Dia sendiri mengungkapkan bahwa ia dulu salah memilih teman dan akhirnya ia terjerumus ke lembah itu. Sebelum ia diberhentikan dari sekolah, ia sempat ditangkap pihak berwajib di sekolahnya. Selain faktor teman, saya merasa anak ini juga disebabkan faktor orang tua juga. Mengingat ia sudah ditinggal bapaknya dan setelah bapaknya meninggal Ibunya bekerja, dan di sinilah kemungkinan penyebab anak ini terjerumus. Karena faktor kurang kasih sayang dari orang tua, kurang perhatian, nah sedangkan anak-anak itu perlu perhatian, perlu reward atau apresiasi, perlu tempat curhat juga. Ketika ia (anak) tidak terpenuhi kasih sayang orang tua kemungkinan besar ia akan mencari tempat yang lain.
Ada satu lagi yang menurutku sangat agak ganjil dan seharusnya tidak dilakukan. Semisal “Mengeluarkan siswa yang mengkonsumsi narkoba” mungkin bagi sebagian orang inilah solusi yang terbaik untuk mencegah si-siswa yang terkena narkoba agar tidak mempengaruhi siswa lainnya dengan harapan dapat memberikan efek jera untuk siswa yang telah menggunakan. Tapi pertanyaannya apakah dengan mengeluarkan siswa yang mengkonsumsi narkoba, lalu anak itu akan behenti mengkonsumi? Apakah ini solusi yang terbaik? Kukira tidak demikian. Mengingat sekolah adalah tempat pendidikan—mencari ilmu—seharusnya mampu memberikan pencegahan dan solusi.
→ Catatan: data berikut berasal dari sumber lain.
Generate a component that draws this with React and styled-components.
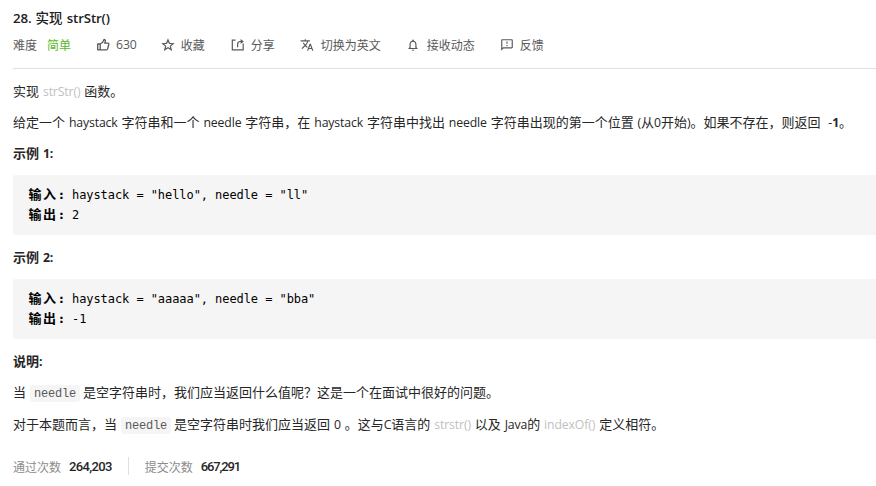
import React from "react";
import styled, { createGlobalStyle } from "styled-components";
import { MdTranslate, MdNotificationsNone, MdOutlineFeedback } from "react-icons/md";

const GlobalStyle = createGlobalStyle`
  body {
    margin: 0;
    background: #fff;
    color: #262626;
    font-family: "Noto Sans CJK SC", sans-serif;
    font-size: 13px;
    overflow: hidden;
  }
`;

const Page = styled.main`
  display: flex;
  flex-direction: column;
  height: 486px;
  padding-left: 13px;
  box-sizing: border-box;
  white-space: nowrap;
`;

const Latin = styled.span`
  font-family: "Open Sans", "Noto Sans CJK SC", sans-serif;
  font-size: 12.25px;
  letter-spacing: -0.13px;
  word-spacing: 0.85px;
  line-height: 1;
  white-space: pre;
`;

const Title = styled.h1`
  height: 20px;
  margin: 7px 0 0;
  font-size: 13.5px;
  font-weight: 500;
  line-height: 20px;
  color: #212121;
  ${Latin} { font-weight: 600; font-size: 13.3px; letter-spacing: -0.15px; }
`;

const Meta = styled.div`
  display: flex;
  align-items: center;
  height: 20px;
  margin-top: 8px;
  padding-bottom: 13px;
  border-bottom: 1px solid #e0e0e0;
  font-size: 12px;
  line-height: 20px;
  color: #595959;
`;

const Difficulty = styled.span`
  margin-left: 10px;
  color: #5ab726;
`;

const Action = styled.span`
  display: flex;
  align-items: center;
  margin-left: ${(p) => p.$before}px;
  svg {
    width: 14px;
    height: 14px;
    margin-right: ${(p) => p.$gap}px;
  }
`;

const Paragraph = styled.p`
  height: 20px;
  margin: ${(p) => p.$top}px 0 0;
  line-height: 20px;
`;

const Heading = styled(Paragraph)`
  font-weight: 700;
  ${Latin} { font-weight: 700; }
`;

const Muted = styled(Latin)`
  color: #bfbfbf;
`;

const CodeBlock = styled.pre`
  margin: 12px 0 0;
  height: 60px;
  box-sizing: border-box;
  padding: 10px 15px;
  border-radius: 3px 0 0 3px;
  background: #f5f5f5;
  color: #000;
  font-family: "DejaVu Sans Mono", "Noto Sans CJK SC", monospace;
  font-size: 12px;
  letter-spacing: -0.07px;
  line-height: 20px;
`;

const CodeLine = styled.div`
  display: flex;
  height: 20px;
`;

const CodeLabel = styled.b`
  width: 43.5px;
  padding-left: 0.5px;
  font-family: "DejaVu Sans Mono", "Noto Sans CJK SC", monospace;
  font-size: 13px;
  letter-spacing: 1.5px;
`;

const InlineCode = styled.code`
  display: inline-block;
  height: 17px;
  margin: 0 3px 0 4px;
  padding: 0 4px;
  border-radius: 3px;
  background: #f5f5f5;
  color: #595959;
  font-family: "Liberation Mono", monospace;
  font-size: 12px;
  letter-spacing: -0.2px;
  line-height: 18px;
`;

const Stats = styled.div`
  display: flex;
  align-items: center;
  height: 18px;
  margin-top: 23px;
  font-size: 12px;
  color: #8c8c8c;
`;

const Count = styled.span`
  margin-left: ${(p) => p.$before}px;
  color: #262626;
  font-family: Roboto, sans-serif;
  font-size: 13px;
  font-weight: 500;
  letter-spacing: ${(p) => p.$tracking}px;
`;

const Divider = styled.i`
  width: 1px;
  height: 18px;
  margin: 0 16px;
  background: #e0e0e0;
`;

const ThumbIcon = () => (
  <svg viewBox="0 0 14 14" fill="none" stroke="currentColor" strokeWidth="1.3" strokeLinejoin="round">
    <path d="M4.2 6H1.7v5.8h2.5zM4.2 6l2.5-1.8L8 1.5c1.3 0 1.6 1.1 1.2 2.2l-.5 1.5h3.1c.9 0 1.2.6 1 1.3l-1.2 4.3c-.2.7-.6 1-1.3 1H4.2" />
  </svg>
);

const StarIcon = () => (
  <svg viewBox="0 0 14 14" fill="none" stroke="currentColor" strokeWidth="1.2" strokeLinejoin="miter">
    <path d="M7 1.9l1.45 3.45 3.75.3-2.85 2.45.9 3.65L7 9.8l-3.25 1.95.9-3.65L1.8 5.65l3.75-.3z" />
  </svg>
);

const ShareIcon = () => (
  <svg viewBox="0 0 14 14" fill="none" stroke="currentColor" strokeWidth="1.2">
    <path d="M4.5 2.1H1.3v9.8h10.9V5.4M6.6 9.2V6.5c0-1.8.8-3 2.6-3h1.2" />
    <path d="M9.6 1l3.2 2.5-3.2 2.5z" fill="currentColor" stroke="none" />
  </svg>
);

const Example = ({ input, output }) => (
  <CodeBlock>
    <CodeLine><CodeLabel>输入:</CodeLabel>{input}</CodeLine>
    <CodeLine><CodeLabel>输出:</CodeLabel>{output}</CodeLine>
  </CodeBlock>
);

export default function App() {
  return (
    <>
      <GlobalStyle />
      <Page>
        <Title><Latin>28. </Latin>实现<Latin> strStr()</Latin></Title>
        <Meta>
          难度<Difficulty>简单</Difficulty>
          <Action $before={25} $gap={6}><ThumbIcon /><Latin>630</Latin></Action>
          <Action $before={24} $gap={6}><StarIcon />收藏</Action>
          <Action $before={26} $gap={6}><ShareIcon />分享</Action>
          <Action $before={25} $gap={7}><MdTranslate />切换为英文</Action>
          <Action $before={25} $gap={7}><MdNotificationsNone />接收动态</Action>
          <Action $before={25} $gap={6}><MdOutlineFeedback />反馈</Action>
        </Meta>
        <Paragraph $top={12}>实现<Muted> strStr() </Muted>函数。</Paragraph>
        <Paragraph $top={11}>
          给定一个<Latin> haystack </Latin>字符串和一个<Latin> needle </Latin>字符串，在
          <Latin> haystack </Latin>字符串中找出<Latin> needle </Latin>字符串出现的第一个位置
          <Latin> (</Latin>从<Latin>0</Latin>开始<Latin>)</Latin>。如果不存在，则返回
          <Latin>{"  "}-<b>1</b></Latin>。
        </Paragraph>
        <Heading $top={11}>示例<Latin> 1:</Latin></Heading>
        <Example input={'haystack = "hello", needle = "ll"'} output="2" />
        <Heading $top={12}>示例<Latin> 2:</Latin></Heading>
        <Example input={'haystack = "aaaaa", needle = "bba"'} output="-1" />
        <Heading $top={12}>说明<Latin>:</Latin></Heading>
        <Paragraph $top={11}>
          当<InlineCode>needle</InlineCode>是空字符串时，我们应当返回什么值呢？这是一个在面试中很好的问题。
        </Paragraph>
        <Paragraph $top={12}>
          对于本题而言，当<InlineCode>needle</InlineCode>是空字符串时我们应当返回
          <Latin> 0 </Latin>。这与<Latin>C</Latin>语言的<Muted> strstr() </Muted>以及
          <Latin> Java</Latin>的<Muted> indexOf() </Muted>定义相符。
        </Paragraph>
        <Stats>
          通过次数<Count $before={8} $tracking={-0.65}>264,203</Count>
          <Divider />
          提交次数<Count $before={8} $tracking={-1.15}>667,291</Count>
        </Stats>
      </Page>
    </>
  );
}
Saya kira ketika siswa yang terkena narkoba dikeluarkan dari sekolah maka yang akan terjadi si anak ini akan putus asa, merasa terkucilkan, dan bisa jadi akan mengakhiri hidupnya, dan ini merusak mental. Seharusnya sekolah harus bertindak memberikan solusi yang selektif, semisal menghadapi peristiwa itu harus ada guru khusus yang dapat menangani anak ini. Apa yang menyebabkan anak ini terjurumus? Perlu guru khusus untuk mendekati dan membantu siswa yang terjerumus ke dalam narkoba. Cara mendekatinya tentu perlu intens dan perlu kesabaran.
Sebelum kejadian seperti itu, hendaknya para guru memberikan pemahaman kepada siswa-siswinya. Mengingat jiwa muda itu sukanya mencoba hal-hal yang baru, sekali mencoba, suka, akhirnya ketagihan, maka hancurlah masa depannya.
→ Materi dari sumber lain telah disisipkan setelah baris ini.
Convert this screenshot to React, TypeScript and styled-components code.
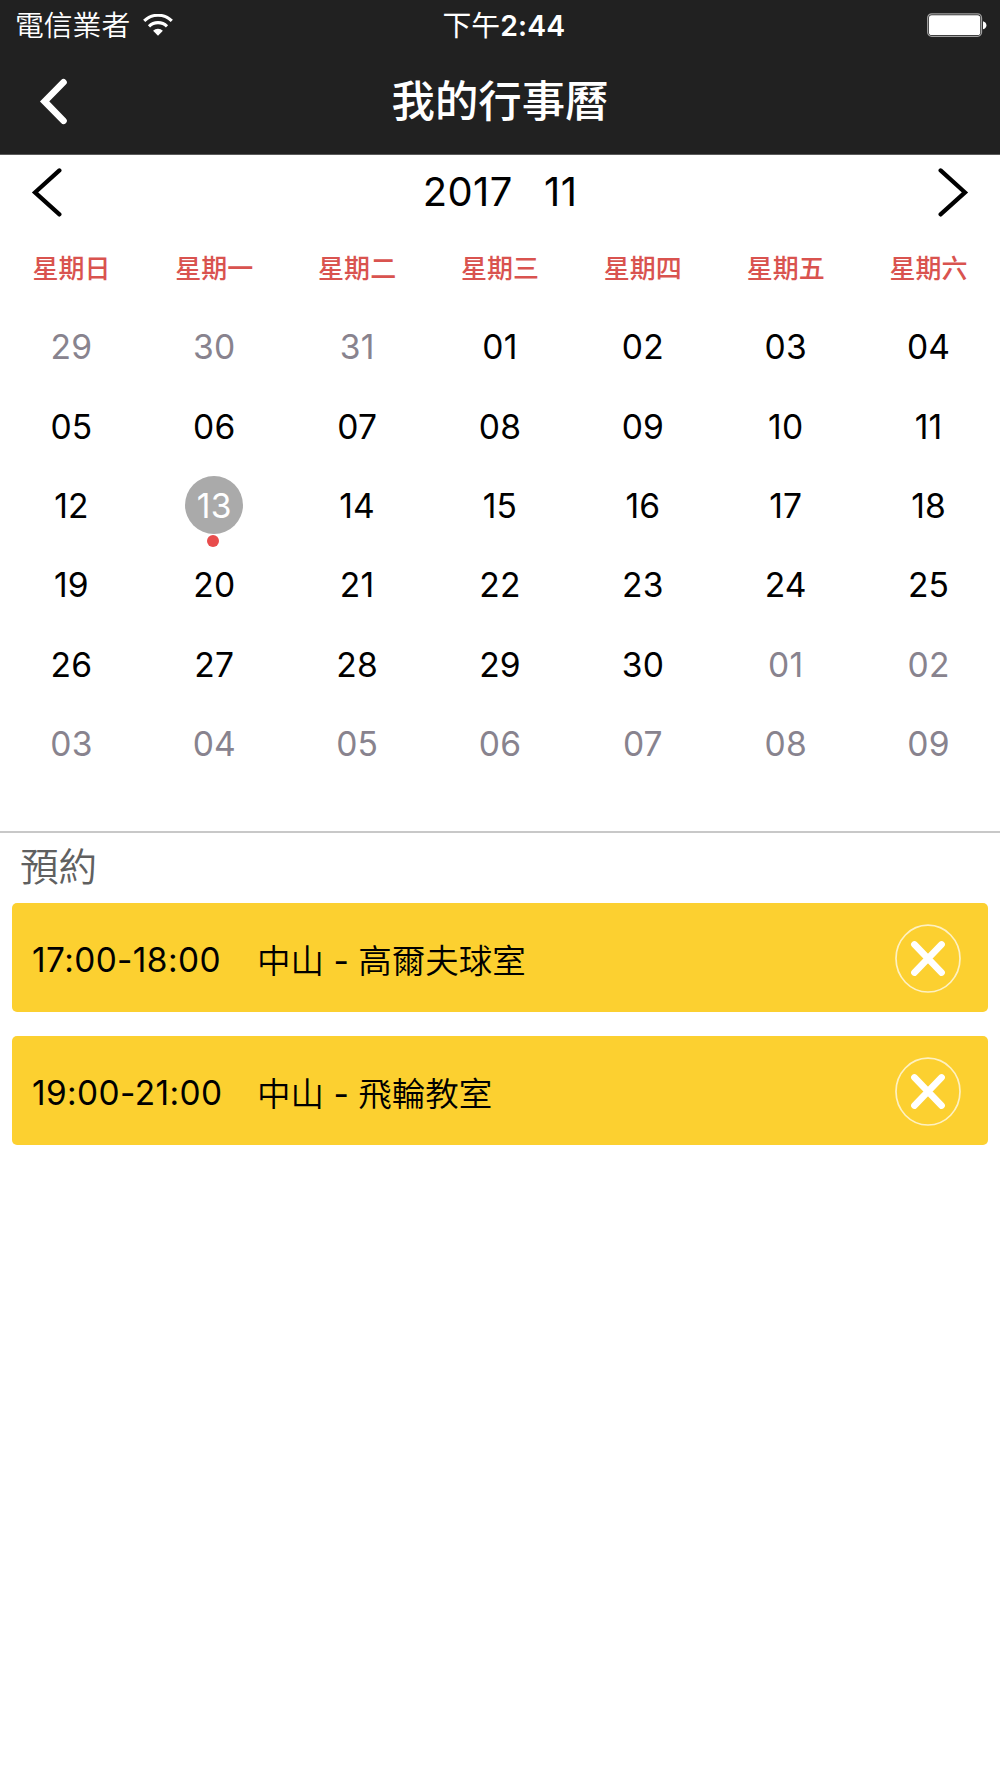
import React from "react";
import styled, { createGlobalStyle } from "styled-components";

const GlobalStyle = createGlobalStyle`
  * { box-sizing: border-box; }
  body {
    margin: 0;
    background: #fff;
    font-family: Inter, "Noto Sans CJK TC", sans-serif;
    color: #000;
  }
  button { border: 0; padding: 0; background: none; display: flex; }
`;

const Screen = styled.main`
  width: 1000px;
  height: 1778px;
  display: flex;
  flex-direction: column;
  overflow: hidden;
  background: #fff;
`;

const Header = styled.header`
  height: 155px;
  flex: none;
  background: #212121;
  border-bottom: 1px solid #5a5a5a;
  color: #fff;
`;

const StatusBar = styled.div`
  height: 50px;
  display: grid;
  grid-template-columns: 1fr auto 1fr;
  align-items: center;
  padding: 0 13px 0 15px;
  font-size: 28.8px;
  line-height: 50px;
`;

const Carrier = styled.div`
  display: flex;
  align-items: center;
  gap: 13px;
  font-weight: 350;
`;

const CarrierName = styled.span`
  padding-top: 1px;
`;

const Clock = styled.div`
  display: flex;
  padding: 1px 0 0 6px;
`;

const ClockDigits = styled.span`
  font-size: 28.4px;
  font-weight: 600;
  letter-spacing: 0.2px;
`;

const Battery = styled.div`
  display: flex;
  justify-content: flex-end;
`;

const NavBar = styled.div`
  height: 102px;
  display: grid;
  grid-template-columns: 100px 1fr 100px;
  align-items: center;
`;

const BackButton = styled.button`
  margin-left: 36px;
`;

const Title = styled.h1`
  margin: 0;
  text-align: center;
  font-size: 43.4px;
  font-weight: 500;
  line-height: 102px;
`;

const MonthBar = styled.div`
  height: 74px;
  flex: none;
  display: flex;
  justify-content: space-between;
  align-items: center;
  padding: 0 31px;
`;

const MonthLabel = styled.div`
  display: flex;
  gap: 31px;
  font-size: 39.9px;
  letter-spacing: 0.5px;
  line-height: 74px;
`;

const Week = styled.div`
  display: grid;
  grid-template-columns: repeat(7, 1fr);
`;

const Weekday = styled.div`
  height: 78px;
  line-height: 79px;
  text-align: center;
  font-size: 26px;
  font-weight: 500;
  color: #d9534f;
`;

const Month = styled.section`
  height: 524px;
  flex: none;
`;

const Day = styled.div<{ $muted?: boolean }>`
  height: 79.4px;
  display: flex;
  align-items: center;
  justify-content: center;
  position: relative;
  font-size: 33.6px;
  letter-spacing: 0.2px;
  color: ${(p) => (p.$muted ? "#88838e" : "#000")};
`;

const Selected = styled.span`
  width: 58px;
  height: 58px;
  border-radius: 50%;
  background: #aaa;
  color: #fff;
  display: flex;
  align-items: center;
  justify-content: center;
`;

const EventDot = styled.i`
  position: absolute;
  left: 64px;
  top: 69px;
  width: 12px;
  height: 12px;
  border-radius: 50%;
  background: #e84c4c;
`;

const Bookings = styled.section`
  border-top: 2px solid #c8c8c8;
  padding: 0 12px;
`;

const BookingsTitle = styled.h2`
  margin: 0;
  padding-left: 8px;
  height: 70.4px;
  line-height: 68px;
  font-size: 38.6px;
  font-weight: 350;
  color: #606060;
`;

const Card = styled.article`
  height: 108.6px;
  margin-bottom: 24.4px;
  border-radius: 5px;
  background: #fcd030;
  display: flex;
  align-items: center;
  padding: 0 27px 0 20px;
  font-size: 33.4px;
`;

const Time = styled.time`
  width: 225px;
  padding-top: 4px;
  letter-spacing: 0.4px;
  white-space: nowrap;
`;

const Place = styled.div`
  flex: 1;
  padding-top: 1px;
  font-size: 33.5px;
  font-weight: 350;
  white-space: nowrap;
`;

const Dash = styled.span`
  font-weight: 400;
`;

const WEEKDAYS = ["日", "一", "二", "三", "四", "五", "六"];

const DAYS = [29, 30, 31]
  .map((n) => ({ n, muted: true }))
  .concat(Array.from({ length: 30 }, (_, i) => ({ n: i + 1, muted: false })))
  .concat(Array.from({ length: 9 }, (_, i) => ({ n: i + 1, muted: true })));

const BOOKINGS = [
  { time: "17:00-18:00", branch: "中山", room: "高爾夫球室" },
  { time: "19:00-21:00", branch: "中山", room: "飛輪教室" },
];

const WifiIcon = () => (
  <svg width="30" height="24" viewBox="0 0 30 24" fill="none" stroke="#fff" strokeWidth="3.1">
    <path d="M1.2 6.9a19.6 19.6 0 0 1 27.6 0" />
    <path d="M6 12.3a12.8 12.8 0 0 1 18 0" />
    <path d="M15 21.8l-4.9-5a6.9 6.9 0 0 1 9.8 0z" fill="#fff" stroke="none" />
  </svg>
);

const BatteryIcon = () => (
  <svg width="60" height="25" viewBox="0 0 60 25">
    <rect x="0.7" y="0.9" width="53.8" height="22.4" rx="4" fill="none" stroke="#a0a0a0" strokeWidth="1.3" />
    <rect x="2" y="2.2" width="51.2" height="19.8" rx="2.6" fill="#fff" />
    <path d="M56 8.2q3.4 1 3.4 4t-3.4 4z" fill="#fff" />
  </svg>
);

const BackIcon = () => (
  <svg width="32" height="50" viewBox="0 0 32 50" fill="none" stroke="#fff" strokeWidth="6.6" strokeLinecap="round">
    <path d="M27.5 6.3L8.6 25.4 27.5 44.8" />
  </svg>
);

const MonthArrow = ({ next }: { next?: boolean }) => (
  <svg width="32" height="50" viewBox="0 0 32 50" fill="none" stroke="#000" strokeWidth="4.2" strokeLinecap="round">
    <path d={next ? "M3.6 3.4L28 25.4 3.6 47.4" : "M28.4 3.4L4 25.4 28.4 47.4"} />
  </svg>
);

const CancelIcon = () => (
  <svg width="66" height="70" viewBox="0 0 66 70" fill="none" stroke="#fff">
    <ellipse cx="33" cy="35.6" rx="32" ry="33.4" strokeWidth="1.7" opacity="0.7" />
    <path d="M19.4 21.4l27.2 28.2M46.6 21.4L19.4 49.6" strokeWidth="6.6" strokeLinecap="round" />
  </svg>
);

export default function App() {
  return (
    <Screen>
      <GlobalStyle />
      <Header>
        <StatusBar>
          <Carrier>
            <CarrierName>電信業者</CarrierName>
            <WifiIcon />
          </Carrier>
          <Clock>
            下午<ClockDigits>2:44</ClockDigits>
          </Clock>
          <Battery>
            <BatteryIcon />
          </Battery>
        </StatusBar>
        <NavBar>
          <BackButton aria-label="返回">
            <BackIcon />
          </BackButton>
          <Title>我的行事曆</Title>
        </NavBar>
      </Header>
      <MonthBar>
        <button>
          <MonthArrow />
        </button>
        <MonthLabel>
          <span>2017</span>
          <span>11</span>
        </MonthLabel>
        <button>
          <MonthArrow next />
        </button>
      </MonthBar>
      <Week>
        {WEEKDAYS.map((d) => (
          <Weekday key={d}>星期{d}</Weekday>
        ))}
      </Week>
      <Month>
        <Week>
          {DAYS.map(({ n, muted }, i) => {
            const label = String(n).padStart(2, "0");
            const selected = !muted && n === 13;
            return (
              <Day key={i} $muted={muted}>
                {selected ? <Selected>{label}</Selected> : label}
                {selected && <EventDot />}
              </Day>
            );
          })}
        </Week>
      </Month>
      <Bookings>
        <BookingsTitle>預約</BookingsTitle>
        {BOOKINGS.map((b) => (
          <Card key={b.time}>
            <Time>{b.time}</Time>
            <Place>
              {b.branch}
              <Dash> - </Dash>
              {b.room}
            </Place>
            <button>
              <CancelIcon />
            </button>
          </Card>
        ))}
      </Bookings>
    </Screen>
  );
}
Hal yang paling jelas dan paling penting tentunya “Lebih baik mencegah daripada mengobati”. Sebelum anak-anak kita, saudara-saudara kita, teman-teman kita terjerumus ke dalam perbuatan itu, alangkah baiknya jika kita saling mengingatkan, memberikan pemahaman kepada sesama. Perlu digaris bawahi juga, orang tua, teman, lingkungan, sekolah, dan orang-orang terdekat lainnya memiliki peranan yang signifikan dalam mendidik dan mengarahkan anak-anak.
Footnote:
[1] Ngelayat
[2]“Tidak seperti saya ini, berhenti sekolah”.
[3] “Kenapa Cong” (panggilan anak laki-laki).
[4] “Iya, saya nakal menggunakan narkoba, lalu dikeluarkan oleh guruku”.